If a work has stopped speaking to me, I switch gears and begin a new work, or simply grab a pad and doodle, draw, or seek inspiration from one of the books that I am so fortunate to have inhabit my bookshelves in droves! I must say that almost every piece I make has an ugly stage. That was my ugly little secret until I heard a few other artists talk about it. Few pieces just roll off my hands with minimal effort. I have to listen really hard to some of my creations–for that next step I talked about. Sometimes it certainly looks like I have misheard or misinterpreted, because my results, so far, are not pretty! The bright side of these seemingly dark situations is that I’ve gained valuable tools and strategies by having to deal with them!
What is your best piece of advice for those who would like to rise in their level of artistry?

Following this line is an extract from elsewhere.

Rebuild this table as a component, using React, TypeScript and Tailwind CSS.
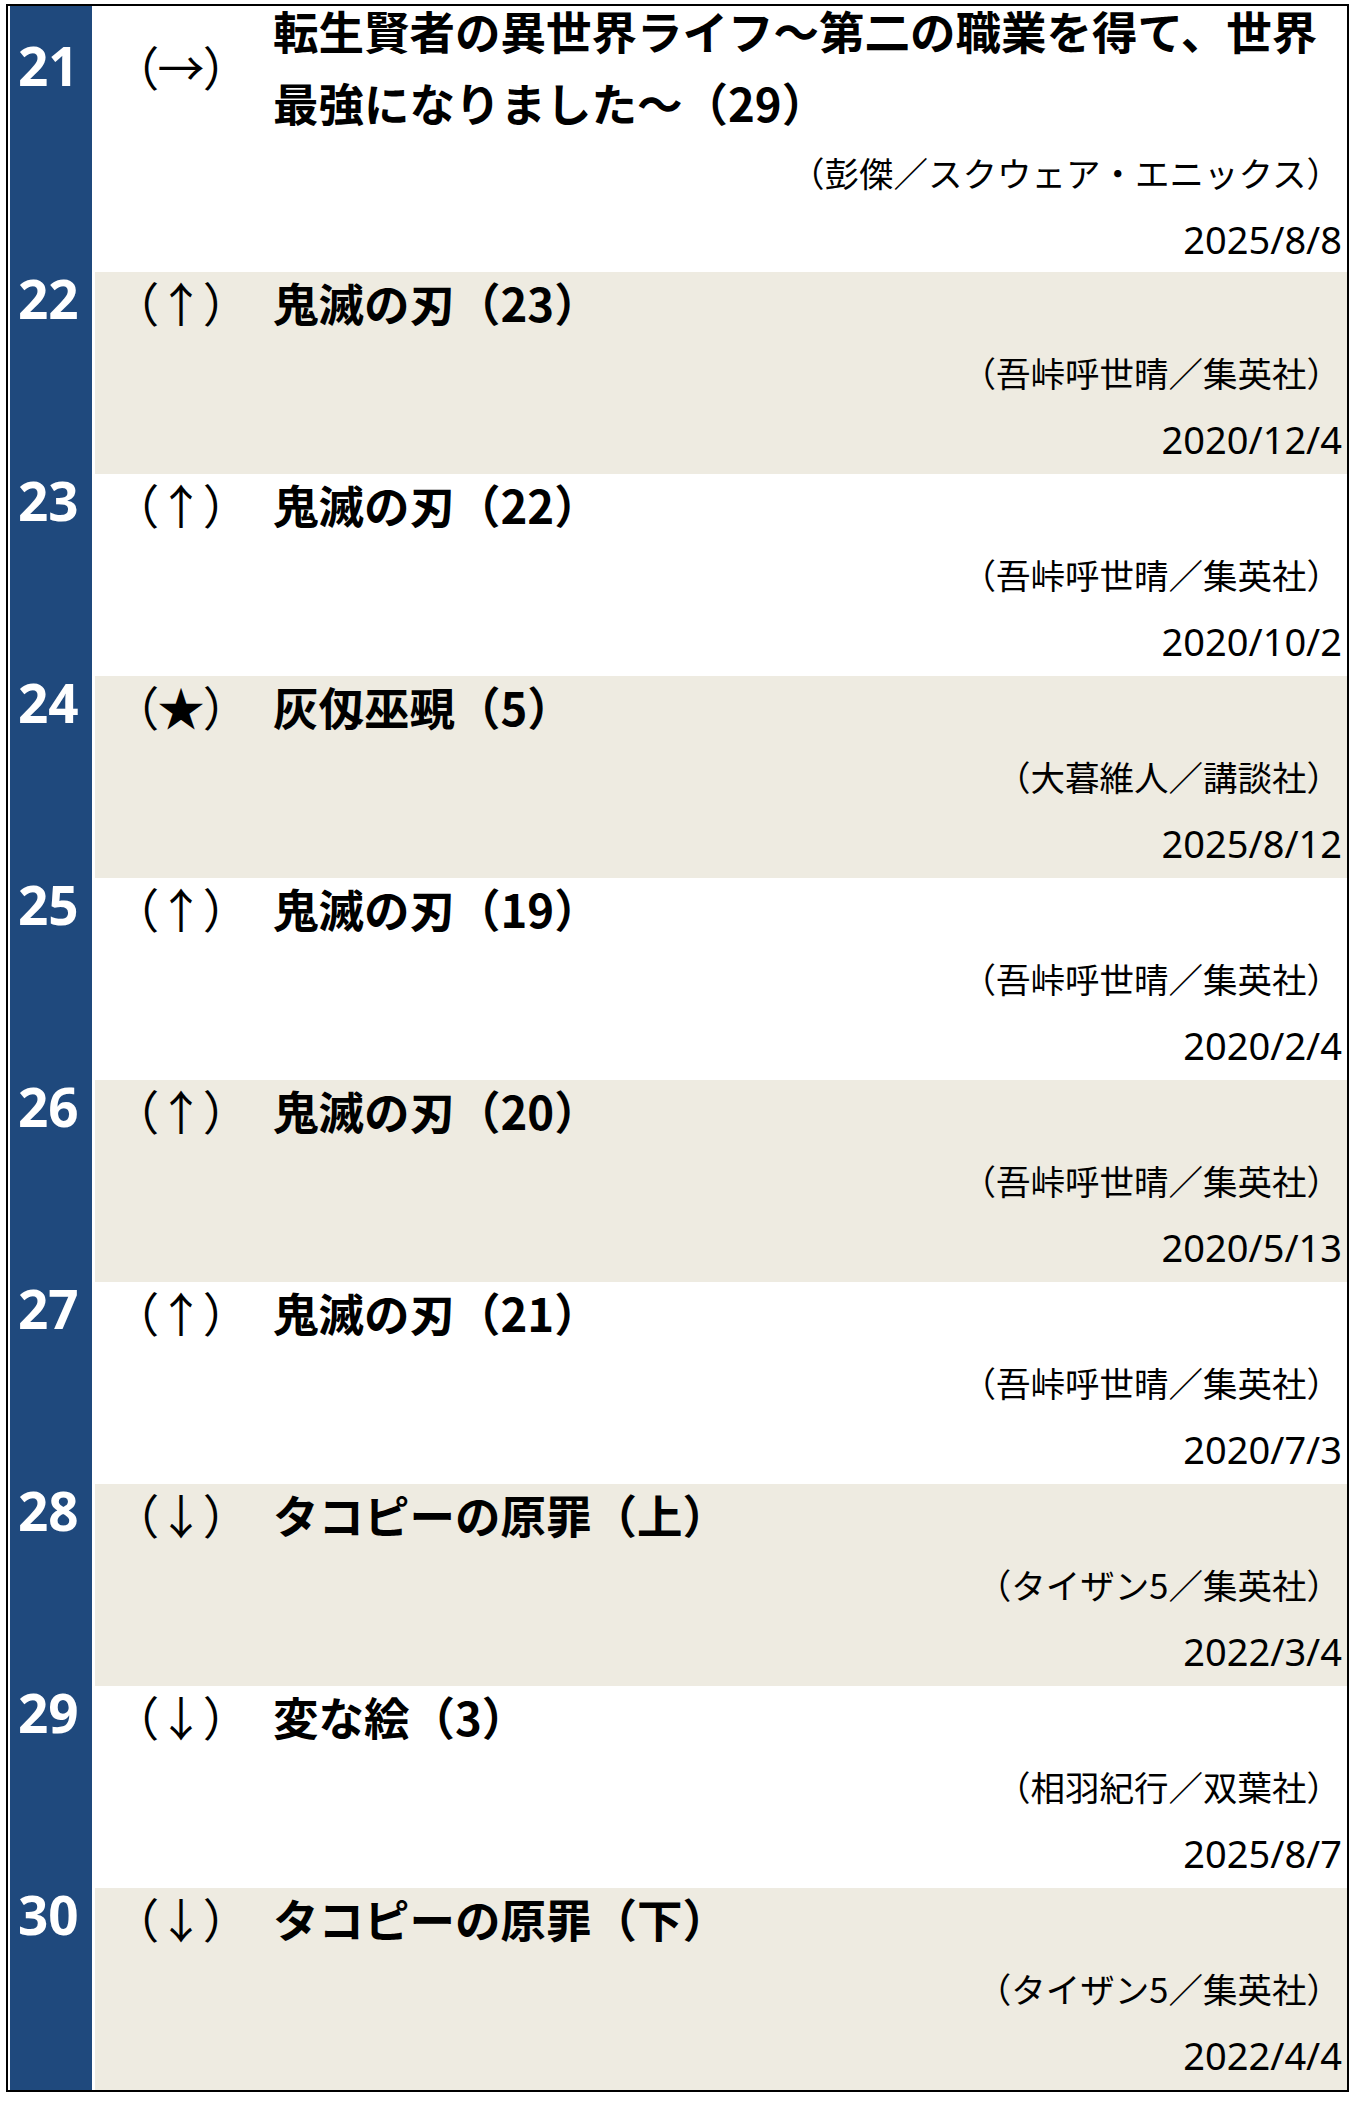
type RankEntry = {
  rank: number;
  move: string;
  title: string;
  author: string;
  date: string;
};

const ENTRIES: RankEntry[] = [
  {
    rank: 21,
    move: "→",
    title: "転生賢者の異世界ライフ～第二の職業を得て、世界最強になりました～（29）",
    author: "（彭傑／スクウェア・エニックス）",
    date: "2025/8/8",
  },
  { rank: 22, move: "↑", title: "鬼滅の刃（23）", author: "（吾峠呼世晴／集英社）", date: "2020/12/4" },
  { rank: 23, move: "↑", title: "鬼滅の刃（22）", author: "（吾峠呼世晴／集英社）", date: "2020/10/2" },
  { rank: 24, move: "★", title: "灰仭巫覡（5）", author: "（大暮維人／講談社）", date: "2025/8/12" },
  { rank: 25, move: "↑", title: "鬼滅の刃（19）", author: "（吾峠呼世晴／集英社）", date: "2020/2/4" },
  { rank: 26, move: "↑", title: "鬼滅の刃（20）", author: "（吾峠呼世晴／集英社）", date: "2020/5/13" },
  { rank: 27, move: "↑", title: "鬼滅の刃（21）", author: "（吾峠呼世晴／集英社）", date: "2020/7/3" },
  { rank: 28, move: "↓", title: "タコピーの原罪（上）", author: "（タイザン5／集英社）", date: "2022/3/4" },
  { rank: 29, move: "↓", title: "変な絵（3）", author: "（相羽紀行／双葉社）", date: "2025/8/7" },
  { rank: 30, move: "↓", title: "タコピーの原罪（下）", author: "（タイザン5／集英社）", date: "2022/4/4" },
];

const JP_FONT = "font-['Noto_Sans_CJK_JP',sans-serif]";

function RankRow({ entry, index }: { entry: RankEntry; index: number }) {
  const shaded = index % 2 === 1;
  const first = index === 0;

  return (
    <div className="grid grid-cols-[82px_1fr] gap-x-[3px] text-black">
      {/* cell backgrounds */}
      <div className="col-start-1 row-start-1 row-span-3 bg-[#1f497d]" />
      <div className={`col-start-2 row-start-1 row-span-3 ${shaded ? "bg-[#eeebe1]" : "bg-white"}`} />

      <div
        className="col-start-1 row-start-1 self-center mb-[12px] pl-[8px] font-['Noto_Sans',sans-serif] text-[53px] font-bold leading-[50px] text-white"
      >
        {entry.rank}
      </div>

      <div className={`col-start-2 row-start-1 flex items-center ${first ? "mt-[-12px]" : "mt-[-6px]"}`}>
        <span
          className={`w-[178px] shrink-0 pl-[39px] ${JP_FONT} text-[47px] leading-[72px] [font-feature-settings:'palt']`}
        >
          （{entry.move}）
        </span>
        <div className={`min-w-0 flex-1 ${JP_FONT} text-[45.5px] font-bold leading-[72px]`}>{entry.title}</div>
      </div>

      <div className={`col-start-2 row-start-2 pr-[6px] text-right ${JP_FONT} text-[34.5px] leading-[68px]`}>
        {entry.author}
      </div>
      <div
        className={`col-start-2 row-start-3 pr-[5px] text-right font-['Noto_Sans',sans-serif] text-[38px] leading-[66px] ${first ? "" : "pb-[2px]"}`}
      >
        {entry.date}
      </div>
    </div>
  );
}

export default function App() {
  return (
    <div className="min-h-[2101px] w-[1356px] bg-white pt-[4px] pl-[6px]">
      <div className="w-[1343px] border-2 border-black pl-[2px]">
        {ENTRIES.map((entry, index) => (
          <RankRow key={entry.rank} entry={entry} index={index} />
        ))}
      </div>
    </div>
  );
}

You have to free yourself of that inner judge that stymies your creative expression. Topple the judge and nurture the inner student, the one who studies, pays attention, tries, practices. Many educators use the term “lifelong learner.” As artists, this is a crucial attitude for raising our level of artistry. And let’s not forget celebration. Celebrate well, and often. I don’t subscribe to the notion that misery makes a good artist. Joy is my favorite juice. So tap into joy . . . . it’s delicious and nutritious…
What takes up the majority of your time besides your art?
Reading, although much of it is about art! I am delighted when an author transports me into the world of her novel, or deeply affects me with powerful emotional and spiritual insights.
What’s your favorite comfort food and other favorite things?
I am totally addicted to soy chai lattes. Give me my favorite beverage and a good book, and all is right with the world. Currently, I am reading The Secret Life of Bees by Sue Monk Kidd, Who Would You Be Without Your Story? by Byron Katie, and Confident Color by Nita Leland. All three books, by the way, are helping me become a better artist.